Historians agree that the one thing which unravels an empire is due to its economic decline. In the past century, the Soviet and the British empires, and no less the other European and even the Turkish empire, all met their decline by the process of slow economic wastage. The Soviet and Turkish empires may possibly not be classified as “capitalist in nature” but the economic model was based on looting, exploitation, marginalisation and above all reliance on wars and territorial expansion, not really any different than the American model.
There is a limit to any expansion be it territorial or economic. Its like a balloon. Keep filling it with air and if the elasticity is not understood, the balloon bursts. The global economic expansion is an on-going phenomenon with just too many bubbles or balloons being blown whether they are commodities, credit, real estate or stock markets.

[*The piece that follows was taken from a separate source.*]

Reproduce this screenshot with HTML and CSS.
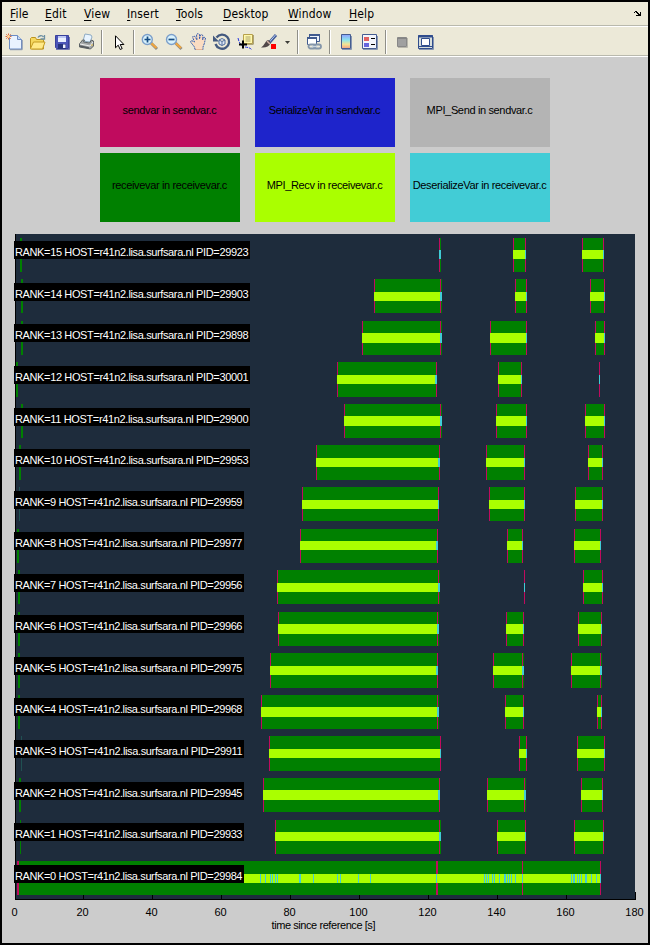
FILE: index.html
```html
<!DOCTYPE html>
<html lang="en">
<head>
<meta charset="utf-8">
<title>Figure</title>
<link rel="stylesheet" href="styles.css">
</head>
<body>
<div class="window">
  <nav class="menubar">
    <span><u>F</u>ile</span><span><u>E</u>dit</span><span><u>V</u>iew</span><span><u>I</u>nsert</span><span><u>T</u>ools</span><span><u>D</u>esktop</span><span><u>W</u>indow</span><span><u>H</u>elp</span>
    <svg class="dock" width="8" height="6" viewBox="0 0 8 6" shape-rendering="crispEdges"><path d="M1 0h2v1h1v1h1v1h1V1h1v4H2V4h2V3H3V2H2V1H1v1H0V1h1z"/></svg>
  </nav>
  <div class="toolbar">
    <svg class="icon" viewBox="0 0 20 20"><path d="M5.500 3.500h8l4 4v9.500h-12z" fill="#eaf3ff" stroke="#6d8cc4"/><path d="M13.500 3.500v4h4" fill="#c6d9f5" stroke="#6d8cc4"/><path d="M6 17.700h12.200V8" fill="none" stroke="#8292ad"/><path d="M4.500 1.500v6M1.500 4.500h6M2.300 2.300l4.400 4.400M6.700 2.300L2.300 6.700" stroke="#d9683a"/><circle cx="4.500" cy="4.500" r="1.400" fill="#ffd9a0"/></svg>
    <svg class="icon" viewBox="0 0 20 20"><path d="M3.500 16V6.500l1-1h4l1 2h7v9.500h-12z" fill="#f5d85f" stroke="#bd941f"/><path d="M3.500 16.500l3-6.500h11.500l-2.500 7h-12z" fill="#ffe987" stroke="#c39b22"/><path d="M11 5.500c1-2 4-2.500 5.500-.5M17.500 3v4h-4" fill="none" stroke="#6c8fa3" stroke-width="1.300"/></svg>
    <svg class="icon" viewBox="0 0 20 20"><path d="M3.500 3.500h13v13h-12l-1-1z" fill="#4c55b8" stroke="#39409b"/><path d="M4 17.500h13.500V5" fill="none" stroke="#7479b2"/><path d="M6 4h8v6H6z" fill="#e9efff"/><path d="M6 4h8v2H6z" fill="#bcc7f4"/><path d="M6 12h8v5H6z" fill="#26337d"/><path d="M11 12.500h2.500V16H11z" fill="#f1f3ff"/></svg>
    <svg class="icon" viewBox="0 0 20 20"><path d="M7 9l2-7 6 1 1 2-2 5z" fill="#e8f4ff" stroke="#8eabc3"/><path d="M3.500 12l3-4h2l-1 2 6 1 2-3 2 1v5l-3 3-11-2z" fill="#a5a8a9" stroke="#5c6265"/><path d="M4 12l10 2 3-4" fill="none" stroke="#eee"/><path d="M4 14l9 2" stroke="#54585c" stroke-width="1.500"/><path d="M15 13h2" stroke="#edc84c"/></svg>
    <i class="sep"></i>
    <svg class="icon" viewBox="0 0 20 20"><path d="M6.500 3.800v12l2.700-2.600 2 4.300 2-.9-2-4.100h3.700z" fill="#fff" stroke="#000"/></svg>
    <i class="sep"></i>
    <svg class="icon" viewBox="0 0 20 20"><path d="M12 11l6 6" stroke="#8c8b88" stroke-width="3"/><path d="M12 11l5.500 5" stroke="#efa640" stroke-width="2.300"/><circle cx="8.300" cy="7.500" r="5" fill="#d9f2fc" stroke="#7c9fca" stroke-width="1.400"/><path d="M5.500 7.500h6M8.500 4.500v6" stroke="#164c83" stroke-width="1.700"/></svg>
    <svg class="icon" viewBox="0 0 20 20"><path d="M11.500 11l6 6" stroke="#8c8b88" stroke-width="3"/><path d="M11.500 11l5.500 5" stroke="#efa640" stroke-width="2.300"/><circle cx="7.500" cy="7.500" r="5" fill="#d9f2fc" stroke="#7c9fca" stroke-width="1.400"/><path d="M4.500 7.500h6" stroke="#164c83" stroke-width="1.700"/></svg>
    <svg class="icon" viewBox="0 0 20 20"><path d="M7 17.500L6.500 15 2.500 10l1-1.500 3 1.500-2-5 1-1 1.500.5L9 8 8.500 2.500l1.500-1 1.500 1V7l1-4 1.500-.5 1 1.500-.5 4 1.500-3 1.500 1-1 5-1.500 4v2.500z" fill="#fbdcc2" stroke="#375fb0" stroke-dasharray="2 .7"/><path d="M7.500 17.500h7" stroke="#e5b493"/></svg>
    <svg class="icon" viewBox="0 0 20 20"><path d="M5.500 5.500A7 7 0 1 1 4.500 12" fill="none" stroke="#43597f" stroke-width="2.300"/><path d="M2 3.500v6h6z" fill="#43597f"/><path d="M8 8l3-1.500L14 8v4l-3 1.500L8 12zM8 8l3 1.500L14 8M11 9.500v4" fill="#dce7f7" stroke="#536f9d"/></svg>
    <svg class="icon" viewBox="0 0 20 20"><path d="M3 6c1 5 3 8 7 9 3 .5 5 .5 7 3" fill="none" stroke="#2637e0" stroke-dasharray="3 1"/><path d="M8.500 2.500h9v9h-9z" fill="#fff9ad" stroke="#b7a04b"/><path d="M9 12.300h9.300V3" fill="none" stroke="#9e9360"/><path d="M10.500 5h5M10.500 7h5M10.500 9h5" stroke="#aaa16a"/><path d="M4 12.500h8M8 8.500v8" stroke="#000" stroke-width="2"/></svg>
    <svg class="icon" viewBox="0 0 20 20"><path d="M17 3l-7 8" stroke="#435b97" stroke-width="3"/><path d="M16.500 3l-6.500 7.500" stroke="#b4caf0"/><path d="M11 9l-2-1c-3 1-3 5-7 7.500 5 .5 8-1 9.500-4z" fill="#514849"/><path d="M8 9l3 3" stroke="#d2b2a7" stroke-width="1.500"/><path d="M12 12h5v5h-5z" fill="#f00"/></svg>
    <svg class="icon caret" viewBox="0 0 8 20"><path d="M2 9h5L4.500 12z" fill="#3d3d38"/></svg>
    <i class="sep"></i>
    <svg class="icon" viewBox="0 0 20 20"><path d="M6.500 2.500h10v7h-10z" fill="#edf3fb" stroke="#405a8e"/><path d="M6 3h11" stroke="#405a8e" stroke-width="2"/><path d="M4.500 5.500h9v7h-9z" fill="#fff" stroke="#405a8e"/><path d="M4 6h10" stroke="#405a8e" stroke-width="2"/><rect x="5.500" y="12.500" width="7" height="4" rx="2" fill="none" stroke="#8496aa" stroke-width="1.800"/><rect x="11" y="12.500" width="7" height="4" rx="2" fill="none" stroke="#8496aa" stroke-width="1.800"/><path d="M9 14.500h5" stroke="#cad6e2" stroke-width="1.300"/></svg>
    <i class="sep"></i>
    <svg class="icon" viewBox="0 0 20 20"><defs><linearGradient id="map" x2="0" y2="1"><stop stop-color="#90a0ff"/><stop offset=".4" stop-color="#8be6ed"/><stop offset=".7" stop-color="#f5e492"/><stop offset="1" stop-color="#ee9e85"/></linearGradient></defs><path d="M6 17.500h9.500V4" fill="none" stroke="#8796b1"/><path d="M5.500 2.500h9v14h-9z" fill="url(#map)" stroke="#455d91"/></svg>
    <svg class="icon" viewBox="0 0 20 20"><path d="M3 17.500h14.500V4" fill="none" stroke="#8796b1"/><path d="M2.500 2.500h14v14h-14z" fill="#f2f5fc" stroke="#455d91"/><path d="M4 5h5v4H4z" fill="#e26161"/><path d="M4 11h5v4H4z" fill="#6565de"/><path d="M11 6.500h4M11 12.500h4" stroke="#000"/></svg>
    <i class="sep"></i>
    <svg class="icon" viewBox="0 0 20 20"><path d="M6 15.500h9.500V6" fill="none" stroke="#b9b7ac"/><path d="M5.500 5.500h9v9h-9z" fill="#a0a0a0" stroke="#888"/><path d="M5 6.500h10" stroke="#858585"/></svg>
    <svg class="icon" viewBox="0 0 20 20"><path d="M3 17.500h14.500V5" fill="none" stroke="#8796b1"/><path d="M2.500 3.500h14v13h-14z" fill="#d9dfdc" stroke="#304d8d"/><path d="M2 4.500h15" stroke="#304d8d" stroke-width="2"/><path d="M5.500 6.500h8v7h-8z" fill="#fff" stroke="#304d8d"/><path d="M3 14.500h13" stroke="#304d8d"/></svg>
  </div>
  <main class="figure">
    <section class="legend">
      <div class="key sendvar">sendvar in sendvar.c</div>
      <div class="key serialize">SerializeVar in sendvar.c</div>
      <div class="key mpi-send">MPI_Send in sendvar.c</div>
      <div class="key receivevar">receivevar in receivevar.c</div>
      <div class="key mpi-recv">MPI_Recv in receivevar.c</div>
      <div class="key deserialize">DeserializeVar in receivevar.c</div>
    </section>
    <svg class="chart" id="chart" width="646" height="715" viewBox="2 228 646 715"></svg>
  </main>
</div>
<script src="chart.js"></script>
</body>
</html>
```
FILE: styles.css
```css
* { box-sizing: border-box; }
body { margin: 0; background: #000; }
.window {
  width: 650px;
  height: 945px;
  border: 2px solid #000;
  background: #ccc;
  display: flex;
  flex-direction: column;
}
.menubar {
  flex: none;
  height: 25px;
  padding: 0 6px 0 8px;
  display: grid;
  grid-template-columns: 35px 39px 43px 49px 47px 65px 61px 1fr auto;
  align-items: center;
  background: #ece9d8;
  border-bottom: 1px solid #fff;
  box-shadow: inset 0 -1px #b9b9ad;
  font: 12px/22px "DejaVu Sans Condensed", "DejaVu Sans", sans-serif;
  font-stretch: condensed;
  letter-spacing: 0.15px;
  color: #000;
}
.menubar u { text-underline-offset: 2px; text-decoration-thickness: 1px; }
.dock { display: block; }
.toolbar {
  flex: none;
  height: 30px;
  padding: 1px 0 0 2px;
  display: grid;
  grid-template-columns: 23px 25px 24px 25px 8px 24px 6px 25px 24px 23px 24px 24px 24px 14px 6px 26px 7px 24px 25px 7px 24px 24px;
  align-items: center;
  background: #ece9d8;
  border-bottom: 1px solid #fff;
  box-shadow: inset 0 -1px #b9b9ad;
}
.icon { display: block; width: 20px; height: 20px; }
.caret { width: 8px; }
.sep {
  width: 2px;
  height: 24px;
  background: #8f8f88;
  border-right: 1px solid #fff;
}
.figure { flex: 1; padding-top: 21px; }
.legend {
  display: grid;
  grid-template-columns: repeat(3, 140px);
  grid-auto-rows: 69px;
  gap: 6px 15px;
  margin-left: 98px;
  margin-bottom: 6px;
}
.key {
  display: flex;
  align-items: center;
  justify-content: center;
  padding: 0 1px 5px 0;
  font: 11px/14px "Liberation Sans", Arial, sans-serif;
  letter-spacing: -0.35px;
  white-space: nowrap;
  color: #000;
}
.sendvar { background: #c00b5e; }
.serialize { background: #1e24cb; }
.mpi-send { background: #b4b4b4; }
.receivevar { background: #008000; }
.mpi-recv { background: #aaff00; }
.deserialize { background: #42ccd6; }
.chart {
  display: block;
  shape-rendering: crispEdges;
  font: 11px "Liberation Sans", Arial, sans-serif;
}
.host { fill: #fff; }
.axis { text-anchor: middle; fill: #000; }
```
FILE: chart.js
```js
const C = { send: '#c00b5e', recv: '#008000', mpi: '#aaff00', des: '#42ccd6', plot: '#1e2c3c' };

// [rank, pid, top, bottom, stripe top, stripe bottom, label top, start mark, segments]
// segment: [start, end, closing send mark, deserialize start]
const rows = [
  [15, 29923, 238, 272, 250, 259, 241, [20, 22], [[439, 441, 439, 439], [513, 526, 525, 525], [582, 604, 603, 603]]],
  [14, 29903, 279, 313, 292, 301, 283, [21, 23], [[374, 442, 440, 440], [515, 527, 526, 526], [590, 605, 604, 604]]],
  [13, 29898, 321, 355, 333, 343, 324, [21, 23], [[362, 442, 440, 440], [490, 527, 526, 526], [595, 605, 604, 604]]],
  [12, 30001, 362, 397, 375, 384, 366, [16, 18], [[337, 437, 436, 435], [498, 522, 521, 521], [599, 600, 599, 599]]],
  [11, 29900, 404, 438, 416, 426, 408, [21, 23], [[344, 442, 440, 440], [496, 527, 526, 526], [585, 605, 604, 604]]],
  [10, 29953, 445, 480, 458, 467, 449, [19, 21], [[316, 440, 439, 438], [486, 525, 524, 524], [588, 603, 602, 602]]],
  [9, 29959, 487, 521, 500, 509, 491, [19, 20], [[302, 439, 438, 438], [489, 525, 524, 524], [575, 603, 602, 602]]],
  [8, 29977, 529, 563, 541, 550, 532, [17, 19], [[300, 438, 437, 436], [507, 523, 522, 522], [574, 601, 600, 600]]],
  [7, 29956, 570, 604, 583, 592, 574, [18, 20], [[277, 440, 438, 438], [524, 525, 524, 524], [583, 603, 602, 602]]],
  [6, 29966, 612, 646, 624, 634, 615, [18, 20], [[278, 439, 437, 437], [506, 524, 523, 523], [578, 602, 601, 601]]],
  [5, 29975, 653, 688, 666, 675, 657, [18, 20], [[270, 438, 437, 436], [493, 524, 522, 522], [571, 602, 600, 600]]],
  [4, 29968, 695, 729, 707, 717, 698, [18, 20], [[261, 439, 437, 437], [505, 524, 523, 523], [597, 602, 601, 601]]],
  [3, 29911, 736, 771, 749, 758, 740, [21, 22], [[269, 441, 440, 440], [519, 527, 526, 526], [577, 605, 604, 604]]],
  [2, 29945, 778, 812, 790, 800, 782, [19, 21], [[263, 440, 439, 438], [487, 526, 524, 524], [581, 603, 602, 602]]],
  [1, 29933, 820, 854, 832, 841, 823, [20, 21], [[275, 441, 439, 439], [497, 526, 525, 525], [574, 604, 603, 603]]],
  [0, 29984, 861, 895, 874, 883, 865, null, []]
];
const rootSend = [[17, 2], [436, 2], [522, 1], [600, 1]];
const rootDes = [260, 265, 270, 272, 275, 277, 299, 300, 313, 337, 340, 358, 370, 436,
  484, 486, 488, 492, 494, 499, 504, 505, 507, 509, 511, 515, 522,
  571, 573, 574, 577, 579, 581, 585, 586, 591, 596, 600];

const rect = (x0, y0, x1, y1, fill) =>
  `<rect x="${x0}" y="${y0}" width="${x1 - x0}" height="${y1 - y0}" fill="${fill}"/>`;

let out = rect(15, 234, 635, 900, C.plot) + rect(15, 234, 16, 900, '#000') + rect(15, 899, 636, 900, '#000');
for (let i = 0; i < 9; i++) {
  const x = 15 + Math.floor(i * 68.9);
  out += rect(x, 895, x + 1, 900, '#000') + `<text class="axis" x="${x - 0.5}" y="916">${i * 20}</text>`;
}
out += rect(635, 892, 636, 900, '#000') + '<text class="axis" x="634.5" y="916">180</text>';
out += '<text class="axis" x="323.500" y="929" textLength="104">time since reference [s]</text>';

for (const [rank, pid, top, bottom, s0, s1, label, mark, segs] of rows) {
  if (mark) out += rect(mark[0], top, mark[1], bottom, rank === 3 || rank === 9 ? '#205052' : C.recv);
  for (const [a, b, send, des] of segs) {
    out += rect(a, top, b, bottom, C.recv) + rect(a, top, a + 1, bottom, C.send) +
      rect(send, top, send + 1, bottom, C.send) + rect(a, s0, des, s1, C.mpi) + rect(des, s0, b, s1, C.des);
  }
  if (rank === 0) {
    out += rect(17, top, 601, bottom, C.recv);
    for (const [x, w] of rootSend) out += rect(x, top, x + w, bottom, C.send);
    out += rect(244, s0, 601, s1, C.mpi);
    for (const x of rootDes) out += rect(x, s0, x + 1, s1, C.des);
  }
  const right = rank > 9 ? 250 : 244;
  out += rect(14, label, right, label + 18, '#000') +
    `<text class="host" x="15" y="${label + 15}" textLength="${right - 16.5}">RANK=${rank} HOST=r41n2.lisa.surfsara.nl PID=${pid}</text>`;
}
document.getElementById('chart').innerHTML = out;
```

All it will take is a disastrous war that America might start on some pretext. That would surely end capitalism. The process of moral wastage is on-going. That one ideology, democracy, on which the United States was founded, is dead. It exists only in name and not form. It has been the victim of American capitalism. Likewise demise of capitalism might be at the hands of the war it fabricates. Iraq and Afghanistan were cake walks but will every other country be thus?